Air Pollution Damages The Aging Brain: 46% Higher Risk Of 'Silent Stroke' In Heavy Smog Areas
Air pollution, even at moderate levels, may raise your risk of having a stroke, past studies have shown. Now, a new study suggests air pollution may have other damaging effects, at least for middle-aged and older adults. Long-term exposure to air pollution appears to damage brain structures and impair mental function, the researchers found, in older people without dementia or stroke.
“For this study, we looked at exposure over only one year in a population of people over the age of 60,” Dr. Elissa Wilker of the Cardiovascular Epidemiology Research Unit at Beth Israel Deaconess Medical Center told Medical Daily.
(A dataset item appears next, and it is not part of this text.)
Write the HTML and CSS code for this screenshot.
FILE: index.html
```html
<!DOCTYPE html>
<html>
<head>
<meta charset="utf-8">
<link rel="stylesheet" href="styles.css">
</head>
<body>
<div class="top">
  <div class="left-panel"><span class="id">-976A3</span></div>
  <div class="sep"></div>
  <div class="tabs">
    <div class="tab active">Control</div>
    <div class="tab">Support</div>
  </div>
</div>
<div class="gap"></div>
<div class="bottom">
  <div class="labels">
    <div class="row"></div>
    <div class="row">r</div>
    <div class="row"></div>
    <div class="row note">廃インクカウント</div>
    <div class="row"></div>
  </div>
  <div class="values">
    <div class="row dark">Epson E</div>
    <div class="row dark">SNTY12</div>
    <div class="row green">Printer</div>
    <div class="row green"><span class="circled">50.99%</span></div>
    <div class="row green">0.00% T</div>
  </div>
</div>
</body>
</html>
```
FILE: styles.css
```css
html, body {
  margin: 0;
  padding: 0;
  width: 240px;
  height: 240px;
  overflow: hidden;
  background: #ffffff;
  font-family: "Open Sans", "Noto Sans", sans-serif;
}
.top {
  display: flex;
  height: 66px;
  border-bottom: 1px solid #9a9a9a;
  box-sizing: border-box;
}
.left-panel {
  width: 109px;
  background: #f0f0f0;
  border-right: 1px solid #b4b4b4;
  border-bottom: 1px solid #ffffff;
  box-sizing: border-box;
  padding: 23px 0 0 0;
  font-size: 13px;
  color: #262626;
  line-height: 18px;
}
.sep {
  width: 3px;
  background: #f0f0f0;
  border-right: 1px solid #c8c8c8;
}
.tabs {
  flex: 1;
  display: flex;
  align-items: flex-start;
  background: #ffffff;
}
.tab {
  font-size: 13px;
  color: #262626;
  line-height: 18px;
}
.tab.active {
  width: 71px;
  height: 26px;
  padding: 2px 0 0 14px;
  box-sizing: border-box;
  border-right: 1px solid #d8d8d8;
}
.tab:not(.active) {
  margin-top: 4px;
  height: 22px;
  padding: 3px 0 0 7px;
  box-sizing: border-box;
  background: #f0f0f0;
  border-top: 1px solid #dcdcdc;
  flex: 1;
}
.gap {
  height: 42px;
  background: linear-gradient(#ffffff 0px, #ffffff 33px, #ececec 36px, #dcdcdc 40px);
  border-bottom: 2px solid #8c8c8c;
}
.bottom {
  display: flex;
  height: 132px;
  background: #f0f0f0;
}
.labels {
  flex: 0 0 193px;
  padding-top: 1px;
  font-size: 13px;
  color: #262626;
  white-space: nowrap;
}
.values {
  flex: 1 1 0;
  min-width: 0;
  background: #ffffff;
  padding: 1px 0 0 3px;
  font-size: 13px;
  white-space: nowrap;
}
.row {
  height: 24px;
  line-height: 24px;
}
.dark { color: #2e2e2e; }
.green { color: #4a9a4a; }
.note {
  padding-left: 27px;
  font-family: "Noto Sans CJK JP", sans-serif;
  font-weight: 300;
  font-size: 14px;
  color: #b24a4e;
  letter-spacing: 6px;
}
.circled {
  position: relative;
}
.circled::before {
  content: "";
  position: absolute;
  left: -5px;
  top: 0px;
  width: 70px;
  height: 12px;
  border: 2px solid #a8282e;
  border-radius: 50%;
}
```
While she dares not speculate whether air pollution similarly harms younger people, she and her colleagues are “trying to understand what this means over time,” since “this probably is about longer-term exposures” to air pollution.
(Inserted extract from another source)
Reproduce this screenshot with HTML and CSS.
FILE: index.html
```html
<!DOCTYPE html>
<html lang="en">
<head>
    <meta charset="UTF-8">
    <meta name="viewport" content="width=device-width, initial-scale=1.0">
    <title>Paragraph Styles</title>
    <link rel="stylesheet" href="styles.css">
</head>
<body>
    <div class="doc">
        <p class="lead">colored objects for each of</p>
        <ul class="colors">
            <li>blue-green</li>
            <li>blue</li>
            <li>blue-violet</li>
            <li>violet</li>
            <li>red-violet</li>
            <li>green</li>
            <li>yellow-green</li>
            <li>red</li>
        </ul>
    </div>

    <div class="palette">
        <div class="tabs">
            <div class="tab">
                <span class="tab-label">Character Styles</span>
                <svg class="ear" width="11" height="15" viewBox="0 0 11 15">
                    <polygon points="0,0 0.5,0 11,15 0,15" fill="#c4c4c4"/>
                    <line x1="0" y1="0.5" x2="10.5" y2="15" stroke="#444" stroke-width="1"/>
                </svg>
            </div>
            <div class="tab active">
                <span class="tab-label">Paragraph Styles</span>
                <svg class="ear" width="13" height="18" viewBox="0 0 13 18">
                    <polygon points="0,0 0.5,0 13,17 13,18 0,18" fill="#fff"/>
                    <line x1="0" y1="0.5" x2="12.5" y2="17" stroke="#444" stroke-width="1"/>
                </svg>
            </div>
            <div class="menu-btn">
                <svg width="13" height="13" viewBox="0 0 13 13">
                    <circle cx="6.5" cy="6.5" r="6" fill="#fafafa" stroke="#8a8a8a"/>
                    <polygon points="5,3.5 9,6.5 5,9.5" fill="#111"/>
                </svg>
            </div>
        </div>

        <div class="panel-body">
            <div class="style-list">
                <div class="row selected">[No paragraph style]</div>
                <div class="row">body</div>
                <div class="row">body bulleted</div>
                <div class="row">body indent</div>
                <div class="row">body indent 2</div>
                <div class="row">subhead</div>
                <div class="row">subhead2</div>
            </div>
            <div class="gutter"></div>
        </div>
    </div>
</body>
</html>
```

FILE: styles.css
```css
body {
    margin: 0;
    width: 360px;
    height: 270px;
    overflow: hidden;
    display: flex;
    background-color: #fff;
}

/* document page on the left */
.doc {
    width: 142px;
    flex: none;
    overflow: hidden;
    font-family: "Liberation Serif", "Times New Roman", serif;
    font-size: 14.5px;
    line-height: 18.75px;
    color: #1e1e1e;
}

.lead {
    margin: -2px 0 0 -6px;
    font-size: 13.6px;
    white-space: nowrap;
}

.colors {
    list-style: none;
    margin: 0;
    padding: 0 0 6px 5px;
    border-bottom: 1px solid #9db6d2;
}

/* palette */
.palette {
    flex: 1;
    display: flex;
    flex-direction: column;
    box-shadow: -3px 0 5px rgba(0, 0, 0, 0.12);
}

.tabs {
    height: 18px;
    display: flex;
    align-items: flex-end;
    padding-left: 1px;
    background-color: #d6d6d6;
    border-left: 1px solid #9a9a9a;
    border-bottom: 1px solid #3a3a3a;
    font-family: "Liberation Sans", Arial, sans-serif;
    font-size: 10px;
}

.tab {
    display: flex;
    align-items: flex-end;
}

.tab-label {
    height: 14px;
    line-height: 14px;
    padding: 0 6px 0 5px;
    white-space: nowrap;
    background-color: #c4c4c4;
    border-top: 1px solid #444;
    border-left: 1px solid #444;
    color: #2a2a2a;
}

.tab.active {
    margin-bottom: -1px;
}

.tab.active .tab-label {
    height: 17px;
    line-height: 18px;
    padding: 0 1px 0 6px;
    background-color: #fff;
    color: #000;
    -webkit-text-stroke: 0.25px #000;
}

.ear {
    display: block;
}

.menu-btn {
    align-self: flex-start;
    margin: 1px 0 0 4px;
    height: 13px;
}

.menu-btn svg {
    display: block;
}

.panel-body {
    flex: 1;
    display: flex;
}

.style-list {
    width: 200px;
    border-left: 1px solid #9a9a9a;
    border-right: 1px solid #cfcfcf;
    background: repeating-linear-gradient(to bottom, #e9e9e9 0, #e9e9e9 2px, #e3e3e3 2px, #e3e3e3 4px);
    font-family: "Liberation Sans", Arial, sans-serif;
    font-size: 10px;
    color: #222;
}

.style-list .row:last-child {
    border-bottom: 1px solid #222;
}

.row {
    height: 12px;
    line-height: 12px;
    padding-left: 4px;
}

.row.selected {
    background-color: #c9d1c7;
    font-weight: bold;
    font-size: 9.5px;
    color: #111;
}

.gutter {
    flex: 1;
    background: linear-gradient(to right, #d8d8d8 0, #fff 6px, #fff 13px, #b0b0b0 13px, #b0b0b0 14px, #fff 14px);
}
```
The research tracked more than 900 Framingham Heart Study participants — all were at least 60 years old and free of dementia and stroke. The researchers evaluated how far participants lived from major roadways and then used satellite imagery to assess prolonged exposure to ambient fine particulate matter or PM2.5 — particles with a diameter of 2.5 millionth of a meter. Then the researchers examined each participant’s total cerebral brain volume, which is linked to age-associated brain atrophy.
Additionally, they looked at participants’ hippocampus, the area of the brain that controls memory, and the volume of their white matter hyperintensity, which scientists use to measure brain pathology. Finally, they scanned for covert brain infarcts, lesions frequently detected on MRIs that have resulted from a blockage in the blood vessels supplying the brain. Commonly seen as the marks of “silent” stroke, these infarcts are associated with the onset of dementia.
Silent Stroke
The study found that the range of PM2.5 commonly observed across metropolitan regions in New England and New York was linked to participants having smaller cerebral brain volume — equivalent to that of someone one year older — and also linked to the likelihood of participants having brain infarcts.
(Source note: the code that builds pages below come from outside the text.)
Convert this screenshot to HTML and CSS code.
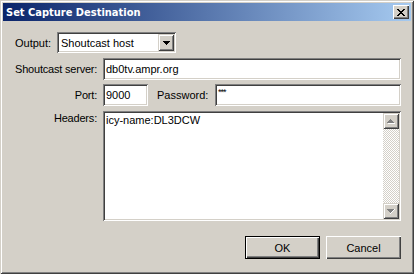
FILE: index.html
```html
<!DOCTYPE html>
<html>
<head>
<meta charset="utf-8">
<link rel="stylesheet" href="styles.css">
</head>
<body>
<div class="window">
  <div class="titlebar">
    <span class="title">Set Capture Destination</span>
    <span class="close"><svg width="8" height="7" viewBox="0 0 8 7"><path d="M0 0h2v1h1v1h2v-1h1v-1h2v1h-1v1h-1v1h-1v1h1v1h1v1h1v1h-2v-1h-1v-1h-2v1h-1v1h-2v-1h1v-1h1v-1h1v-1h-1v-1h-1v-1h-1z" fill="#000"/></svg></span>
  </div>
  <div class="body">
    <div class="row-output">
      <span class="lbl-output">Output:</span>
      <div class="select">
        <span class="sel-text">Shoutcast host</span>
        <span class="drop"><svg width="7" height="4" viewBox="0 0 7 4"><path d="M0 0h7v1h-1v1h-1v1h-1v1h-1v-1h-1v-1h-1v-1h-1z" fill="#000"/></svg></span>
      </div>
    </div>
    <div class="grid">
      <span class="lbl">Shoutcast server:</span>
      <div class="field">db0tv.ampr.org</div>
      <span class="lbl">Port:</span>
      <div class="port-row">
        <div class="field port">9000</div>
        <span class="lbl-pwd">Password:</span>
        <div class="field pwd">***</div>
      </div>
      <span class="lbl lbl-top">Headers:</span>
      <div class="field area">
        <div class="area-text">icy-name:DL3DCW</div>
        <div class="scrollbar">
          <div class="sbtn"><svg width="8" height="5" viewBox="0 0 8 5"><path d="M3 0h1v1h1v1h1v1h1v1h-7v-1h1v-1h1v-1h1z" fill="#808080"/><path d="M1 4h7v1h-7z" fill="#fff"/></svg></div>
          <div class="track"></div>
          <div class="sbtn"><svg width="8" height="5" viewBox="0 0 8 5"><path d="M0 0h7v1h-1v1h-1v1h-1v1h-1v-1h-1v-1h-1v-1h-1z" fill="#808080"/><path d="M7 0h1v1h-1v1h-1v1h-1v1h-1v1h-1v-1h1v-1h1v-1h1v-1h1z" fill="#fff"/></svg></div>
        </div>
      </div>
    </div>
    <div class="buttons">
      <div class="btn default"><span>OK</span></div>
      <div class="btn"><span>Cancel</span></div>
    </div>
  </div>
</div>
</body>
</html>
```

FILE: styles.css
```css
html, body {
  margin: 0;
  padding: 0;
  background: #d4d0c8;
}
body {
  font-family: "Liberation Sans", Arial, sans-serif;
  font-size: 11px;
  color: #000;
  white-space: nowrap;
}
.window {
  width: 414px;
  height: 274px;
  box-sizing: border-box;
  padding: 3px;
  background: #d4d0c8;
  box-shadow: inset 1px 1px #d4d0c8, inset -1px -1px #404040, inset 2px 2px #ffffff, inset -2px -2px #808080;
  display: flex;
  flex-direction: column;
}
.titlebar {
  height: 18px;
  background: linear-gradient(to right, #0a246a, #a6caf0);
  display: flex;
  align-items: center;
  justify-content: space-between;
  padding: 0 2px 0 3px;
}
.title {
  color: #fff;
  font-weight: bold;
  font-size: 11px;
  font-family: "DejaVu Sans Condensed", "Liberation Sans", sans-serif;
}
.close {
  width: 16px;
  height: 14px;
  box-sizing: border-box;
  background: #d4d0c8;
  box-shadow: inset 1px 1px #ffffff, inset -1px -1px #404040, inset -2px -2px #808080;
  display: flex;
  align-items: center;
  justify-content: center;
}
.body {
  flex: 1;
  padding: 11px 10px 0 12px;
  display: flex;
  flex-direction: column;
}
.row-output {
  display: flex;
  align-items: center;
  height: 21px;
}
.lbl-output {
  width: 42px;
}
.select {
  width: 119px;
  height: 21px;
  box-sizing: border-box;
  background: #fff;
  box-shadow: inset 1px 1px #808080, inset -1px -1px #ffffff, inset 2px 2px #404040, inset -2px -2px #d4d0c8;
  display: flex;
  align-items: center;
  justify-content: space-between;
  padding: 2px;
}
.sel-text {
  padding-left: 2px;
}
.drop {
  width: 16px;
  height: 17px;
  box-sizing: border-box;
  background: #d4d0c8;
  box-shadow: inset 1px 1px #d4d0c8, inset -1px -1px #404040, inset 2px 2px #ffffff, inset -2px -2px #808080;
  display: flex;
  align-items: center;
  justify-content: center;
}
.grid {
  margin-top: 5px;
  display: grid;
  grid-template-columns: 82px 1fr;
  column-gap: 6px;
  row-gap: 4px;
  grid-template-rows: 22px 22px 110px;
}
.lbl {
  text-align: right;
  align-self: center;
  letter-spacing: -0.2px;
}
.lbl-top {
  align-self: start;
  margin-top: 2px;
}
.field {
  background: #fff;
  box-sizing: border-box;
  box-shadow: inset 1px 1px #808080, inset -1px -1px #ffffff, inset 2px 2px #404040, inset -2px -2px #d4d0c8;
  padding: 0 3px;
  display: flex;
  align-items: center;
  height: 22px;
}
.port-row {
  display: flex;
  align-items: center;
}
.port {
  width: 45px;
}
.lbl-pwd {
  margin-left: 9px;
  width: 58px;
}
.pwd {
  flex: 1;
  align-items: flex-start;
  padding-top: 3px;
  font-size: 9px;
  letter-spacing: -1px;
}
.area {
  height: 110px;
  margin-top: 1px;
  align-items: stretch;
  padding: 2px;
}
.area-text {
  flex: 1;
  padding-left: 1px;
  line-height: 14px;
}
.scrollbar {
  width: 16px;
  display: flex;
  flex-direction: column;
}
.sbtn {
  height: 16px;
  box-sizing: border-box;
  background: #d4d0c8;
  box-shadow: inset 1px 1px #d4d0c8, inset -1px -1px #404040, inset 2px 2px #ffffff, inset -2px -2px #808080;
  display: flex;
  align-items: center;
  justify-content: center;
}
.track {
  flex: 1;
  background: repeating-conic-gradient(#ffffff 0 25%, #d4d0c8 0 50%) 0 0 / 2px 2px;
}
.buttons {
  margin-top: 16px;
  display: flex;
  justify-content: flex-end;
  gap: 6px;
}
.btn {
  width: 75px;
  height: 23px;
  box-sizing: border-box;
  background: #d4d0c8;
  box-shadow: inset 1px 1px #ffffff, inset -1px -1px #404040, inset -2px -2px #808080;
  display: flex;
  align-items: center;
  justify-content: center;
}
.btn.default {
  box-shadow: inset 1px 1px #000, inset -1px -1px #000, inset 2px 2px #ffffff, inset -2px -2px #404040, inset -3px -3px #808080;
}
```
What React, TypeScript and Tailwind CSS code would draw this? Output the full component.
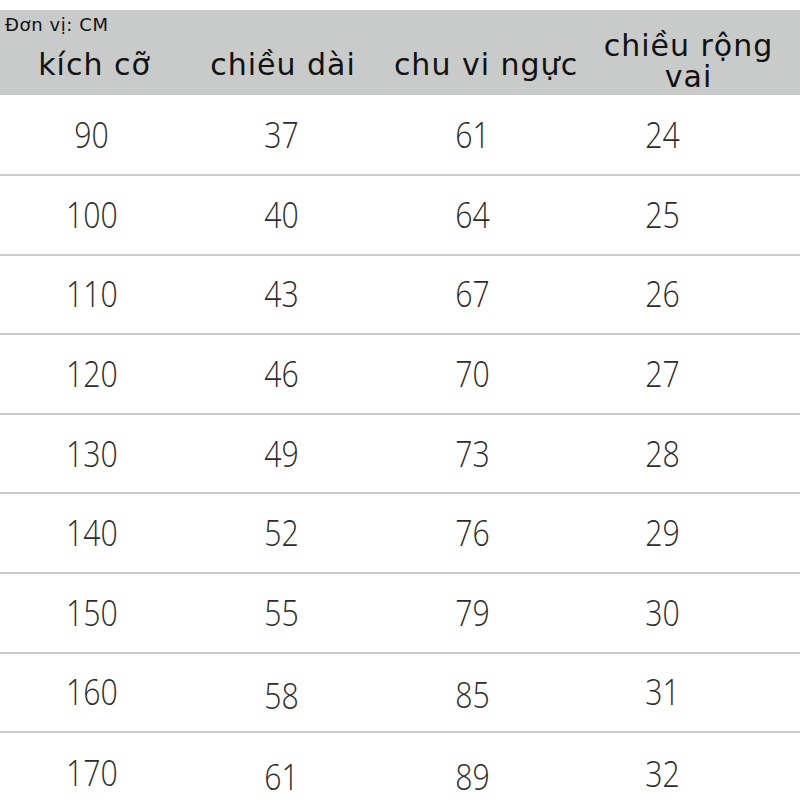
const rows = [
  ["90", "37", "61", "24"],
  ["100", "40", "64", "25"],
  ["110", "43", "67", "26"],
  ["120", "46", "70", "27"],
  ["130", "49", "73", "28"],
  ["140", "52", "76", "29"],
  ["150", "55", "79", "30"],
  ["160", "58", "85", "31"],
  ["170", "61", "89", "32"],
];

// the source image has a few numbers sitting a little lower in the last rows
const nudges: Record<string, string> = {
  "7-1": "translate-y-[4px]",
  "7-2": "translate-y-[3px]",
  "8-1": "translate-y-[4px]",
  "8-2": "translate-y-[4px]",
  "8-3": "translate-y-[1px]",
};

const headFont = { fontFamily: '"DejaVu Sans", sans-serif' };
const numFont = { fontFamily: '"Open Sans", sans-serif' };

function SizeRow({ cells, row, last }: { cells: string[]; row: number; last: boolean }) {
  return (
    <div
      className={`grid grid-cols-[184px_196px_186px_194px] items-center ${
        row === 0 ? "h-[81px]" : "h-[79.6px]"
      } ${last ? "" : "border-b-2 border-[#cbcbcb]"}`}
    >
      {cells.map((c, i) => (
        <div key={i} className="flex justify-center">
          <span
            className={`text-[36px] font-light leading-none text-[#2c2c2c] scale-x-[0.84] ${
              nudges[`${row}-${i}`] ?? ""
            }`}
            style={numFont}
          >
            {c}
          </span>
        </div>
      ))}
    </div>
  );
}

export default function App() {
  return (
    <div className="w-[800px] h-[800px] overflow-hidden bg-white">
      <div className="h-[10px]" />
      <div className="h-[85px] bg-[#c9caca] text-[#111]" style={headFont}>
        <div className="h-[19px] pt-[6px] pl-[5px] text-[18px] leading-[18px] tracking-[0.6px]">
          Đơn vị: CM
        </div>
        <div className="grid grid-cols-[189px_188px_218px_187px] items-start text-[30px] leading-[31px] tracking-[1px]">
          <div className="mt-[20px] text-center">kích cỡ</div>
          <div className="mt-[20px] text-center">chiều dài</div>
          <div className="mt-[20px] text-center">chu vi ngực</div>
          <div className="mt-[1px] text-center">
            chiều rộng
            <br />
            vai
          </div>
        </div>
      </div>
      {rows.map((r, i) => (
        <SizeRow key={i} cells={r} row={i} last={i === rows.length - 1} />
      ))}
    </div>
  );
}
In fact, those living in these more polluted areas had a 46 percent higher risk of silent strokes.
A variety of sources produce PM2.5. Power plants, factories, trucks and automobiles, and the burning of wood all generate this fine level of particulate matter, which can travel deeply into the lungs. In other studies, PM2.5 has been linked to an increased number of hospital admissions for heart attacks and strokes.
“These findings suggest that relatively low urban background levels of particulate air pollution may contribute to the acceleration of atrophic changes and small-vessel disease in older adults,” the authors wrote in the conclusion of the study.
Asked if people should run from their cities, Wilker laughed. “No,” she said, “instead I always say the most important thing is to try to live a healthy life style.” Keep doing your best!